Greater Manchester Unite Against Fascism and Stand Up To Racism Manchester have called a counter-protest.
Workers at the NASUWT teachers’ union were set to strike over proposed pension changes on Wednesday of this week.
The GMB union members plan further strikes on 5 and 9 November.
The dispute involves both highly paid union bureaucrats and low-paid admin workers.
The NASUWT union made changes to the pension scheme and imposed a three-year pay deal without consulting workers.
Under the proposals, union staff will have to work for 45 years to get a pension that is worth half their salary.
David Warwick is the GMB organiser. “Meetings have been taking place across the country with GMB members who have expressed their anger and disappointment with the senior management team of the NASUWT,” he said.

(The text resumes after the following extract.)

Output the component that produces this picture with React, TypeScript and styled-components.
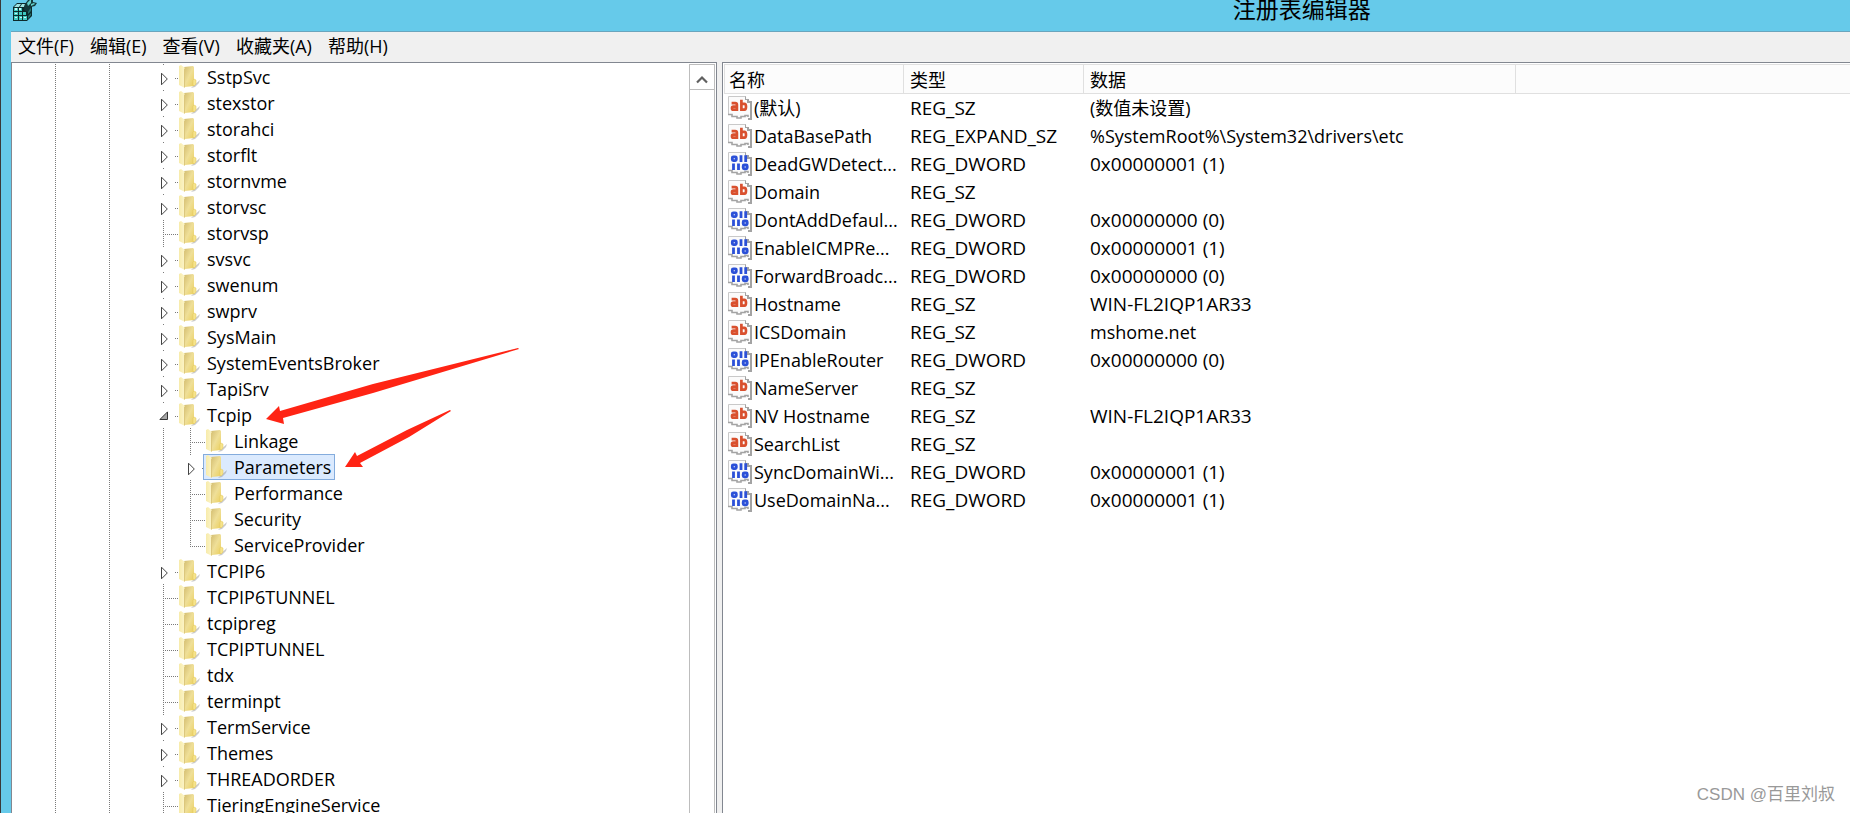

Finance workers at Newham council in east London are set to strike on Friday of next week, 29 October and 2 and 5 November.
The seven Unite union members process payments to suppliers of the council.
The dispute centres around job evaluation.
The Unite, Unison and PCS unions have called a joint demonstration against Tory attacks on libraries, museums and cultural services in London for Saturday 3 November.
A statement from the unions said, “Enough is enough. Stand with us and call on MPs to end cuts to our vital cultural services and #SaveOurLibraries.”
Workers at Street Cranes—a firm that manufactures cranes and hoists—struck on Monday over pay.
Unite union members at the Chapel-en-le-Frith factory in Derbyshire voted by 100 percent to strike for a 4 percent rise. Managers have offered 2.5 percent—or 3 percent with conditions.
The strings, which annoyed the members, included removal of a ten minute break and the imposition of monthly pay.
Workers are determined to win an above inflation pay rise and remove the strings.
This is the first strike at the factory for over 15 years.
For many workers it was their first picket line and the mood was very buoyant.
Virtually the whole membership signed up for picketing duty.
They plan to strike again on the next three Mondays and to escalate with four 48-hour strikes in November and December.